The 92nd Regiment is currently part of the French Army's 2nd Armoured Brigade. It amounts to 1,500 personnel in five combat companies, a support company, a command and logistics company and two reserve companies.

Its equipment includes:
- 968 x Heckler & Koch HK416 assault rifles
- 110 x FN Minimi light machine guns
- 54 x MAG58 general purpose machine guns
- 10 x LLR 81mm mortars
- 14 x MILAN anti-tank missile launchers
- 58 x Petit Véhicule Protégé 4x4 light armoured vehicles
- 30 x Poste Eryx anti-tank equipped armoured personnel carriers
- 96 x Véhicule blindé de combat d'infanterie
- 10 x Masstech unarmoured vehicles
- 56 x Renault GBC 180 trucks

== Honours ==
The 92nd Regiment has received the following battle honours:

- Rivoli 1797
- Austerlitz 1805
- Jena 1806
- Constantine 1837
- Ypres 1914
- Verdun 1916-1917
- The Somme 1916
- The Ourcq 1918

The regimental flag also bears the wording "Honneur et Patrie" and the Croix de Guerre 1914-1918 with three palms. The regimental insignia shows a Gaul's head on a silver shield with red enamel edging from which the members of the regiment are known as Gauls (Gaulois).
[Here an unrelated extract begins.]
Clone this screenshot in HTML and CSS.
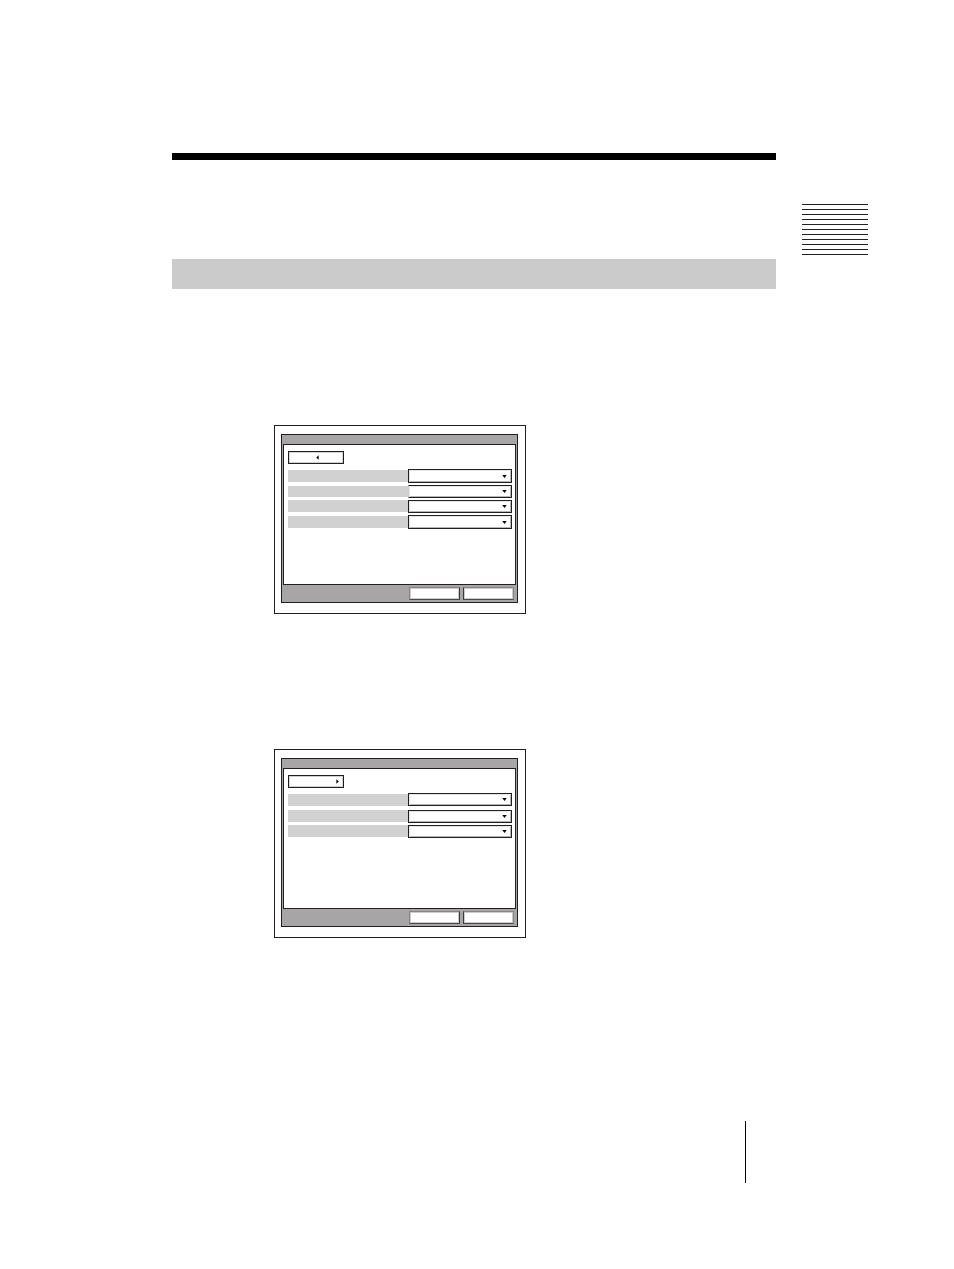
FILE: index.html
```html
<!DOCTYPE html>
<html lang="en">
<head>
<meta charset="utf-8">
<meta name="viewport" content="width=device-width, initial-scale=1">
<title>Menu settings</title>
<link rel="stylesheet" href="styles.css">
</head>
<body>
<div class="page">
  <main class="content">
    <div class="chapter-rule"></div>
    <div class="section-band"></div>

    <section class="screen" aria-label="First page of settings">
      <form class="window">
        <div class="titlebar"></div>
        <div class="panel">
          <button class="pager" type="button" aria-label="Previous page">
            <svg class="pager-arrow" viewBox="0 0 3 5" aria-hidden="true"><path d="M2.6 0.2V4.8L0.2 2.5Z"/></svg>
          </button>
          <div class="rows">
            <div class="row row-tall"><label class="name" for="a1"></label><div class="field"><select class="choice" id="a1" aria-label="Setting 1"></select><svg class="caret" viewBox="0 0 5 3" aria-hidden="true"><path d="M0.3 0H4.7L2.5 3Z"/></svg></div></div>
            <div class="row row-open"><label class="name" for="a2"></label><div class="field"><select class="choice" id="a2" aria-label="Setting 2"></select><svg class="caret" viewBox="0 0 5 3" aria-hidden="true"><path d="M0.3 0H4.7L2.5 3Z"/></svg></div></div>
            <div class="row row-flush"><label class="name" for="a3"></label><div class="field"><select class="choice" id="a3" aria-label="Setting 3"></select><svg class="caret" viewBox="0 0 5 3" aria-hidden="true"><path d="M0.3 0H4.7L2.5 3Z"/></svg></div></div>
            <div class="row row-tall"><label class="name" for="a4"></label><div class="field"><select class="choice" id="a4" aria-label="Setting 4"></select><svg class="caret" viewBox="0 0 5 3" aria-hidden="true"><path d="M0.3 0H4.7L2.5 3Z"/></svg></div></div>
          </div>
        </div>
        <div class="actions">
          <button class="action action-first" type="button" aria-label="OK"></button>
          <button class="action action-second" type="button" aria-label="Cancel"></button>
        </div>
      </form>
    </section>

    <section class="screen screen-next" aria-label="Second page of settings">
      <form class="window">
        <div class="titlebar"></div>
        <div class="panel">
          <button class="pager pager-next" type="button" aria-label="Next page">
            <svg class="pager-arrow" viewBox="0 0 3 5" aria-hidden="true"><path d="M0.4 0.2V4.8L2.8 2.5Z"/></svg>
          </button>
          <div class="rows">
            <div class="row row-spaced"><label class="name" for="b1"></label><div class="field"><select class="choice" id="b1" aria-label="Setting 5"></select><svg class="caret" viewBox="0 0 5 3" aria-hidden="true"><path d="M0.3 0H4.7L2.5 3Z"/></svg></div></div>
            <div class="row row-flush"><label class="name" for="b2"></label><div class="field"><select class="choice" id="b2" aria-label="Setting 6"></select><svg class="caret" viewBox="0 0 5 3" aria-hidden="true"><path d="M0.3 0H4.7L2.5 3Z"/></svg></div></div>
            <div class="row row-flush"><label class="name" for="b3"></label><div class="field"><select class="choice" id="b3" aria-label="Setting 7"></select><svg class="caret" viewBox="0 0 5 3" aria-hidden="true"><path d="M0.3 0H4.7L2.5 3Z"/></svg></div></div>
          </div>
        </div>
        <div class="actions">
          <button class="action action-first" type="button" aria-label="OK"></button>
          <button class="action action-second" type="button" aria-label="Cancel"></button>
        </div>
      </form>
    </section>

    <div class="folio-rule"></div>
  </main>
  <aside class="margin"><div class="thumb-index"></div></aside>
</div>
</body>
</html>
```
FILE: styles.css
```css
* { box-sizing: border-box; }

body {
  margin: 0;
  background: #fff;
  font-family: "Liberation Sans", Arial, sans-serif;
}

.page {
  display: flex;
  gap: 26px;
  padding: 153px 86px 86px 172px;
}

.content {
  flex: 1;
  display: flex;
  flex-direction: column;
  min-width: 0;
}

.chapter-rule {
  height: 7px;
  background: #000;
}

.section-band {
  height: 30px;
  margin-top: 99px;
  background: #cbcbcb;
}

.margin {
  width: 66px;
  padding-top: 51px;
}

.thumb-index {
  height: 51px;
  background: repeating-linear-gradient(#231f20 0 1px, transparent 1px 5px);
}

/* Menu screens */
.screen {
  width: 252px;
  margin: 136px 0 0 102px;
  padding: 8px 7px 10px 6px;
  border: 1px solid #231f20;
}

.screen-next { margin-top: 135px; }

.window {
  border: 1px solid #231f20;
  background: #a7a5a6;
}

.titlebar { height: 9px; }

.panel {
  min-height: 141px;
  margin: 0 1px;
  padding: 6px 3px 6px 4px;
  border: 1px solid #231f20;
  background: #fff;
}

.pager {
  display: flex;
  align-items: center;
  justify-content: center;
  width: 56px;
  height: 13px;
  padding: 0 0 0 3px;
  border: 1px solid #231f20;
  border-radius: 0;
  background: #fff;
  box-shadow: inset 0 0 0 1px #d1d1d1;
}

.pager-next {
  justify-content: flex-end;
  padding: 0 4px 0 0;
}

.pager-arrow {
  width: 3px;
  height: 5px;
  fill: #000;
}

.rows {
  display: flex;
  flex-direction: column;
  gap: 2px;
  padding-top: 5px;
}

.row {
  display: flex;
  height: 13px;
}

.row-tall { height: 14px; }

.row-spaced { margin-bottom: 2px; }

.name {
  flex: 1;
  margin: 1px 0;
  background: #d1d1d1;
}

.row-flush .name { margin-top: 0; }

.row-spaced .name { margin-bottom: 0; }

.field {
  position: relative;
  display: flex;
  width: 104px;
}

.choice {
  appearance: none;
  width: 100%;
  padding: 0;
  border: 1px solid #231f20;
  border-radius: 0;
  background: #fff;
  box-shadow: inset 1px 1px #e6e6e6, inset -1px -1px #b5b5b5;
}

.row-open .choice { border-left-color: #d1d1d1; }

.caret {
  position: absolute;
  top: 5px;
  right: 5px;
  width: 5px;
  height: 3px;
  fill: #000;
  pointer-events: none;
}

.row-tall .caret { top: 6px; }

.actions {
  display: flex;
  justify-content: flex-end;
  gap: 3px;
  padding: 2px 3px;
}

.action {
  width: 51px;
  height: 13px;
  padding: 0;
  border: 1px solid #858384;
  border-right-color: #3b3839;
  border-bottom-color: #4b4849;
  border-radius: 0;
  background: #fff;
  box-shadow: inset 0 0 0 1px #cbcbcb;
}

.action-second {
  border-left-color: #3b3839;
  border-right-color: #858384;
}

/* Vertical line beside the page number */
.folio-rule {
  align-self: flex-end;
  width: 1px;
  height: 62px;
  margin: 183px 30px 0 0;
  background: #000;
}
```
The garrison is near to Gergovie which is associated with the victory of Gallic chief Vercingetorix over the Romans at the Battle of Gergovia. The regimental motto is "Debout soldats d'Auvergne, debout ça va barder! À moi...! Auvergne... !" (French for "Stand-up, soldiers of Auvergne, stand-up, it will be tough! To me! Auvergne!") which comes from words spoken by Nicolas-Louis d'Assas, of the Auvergne Regiment, at the Battle of Kloster Kampen in 1760.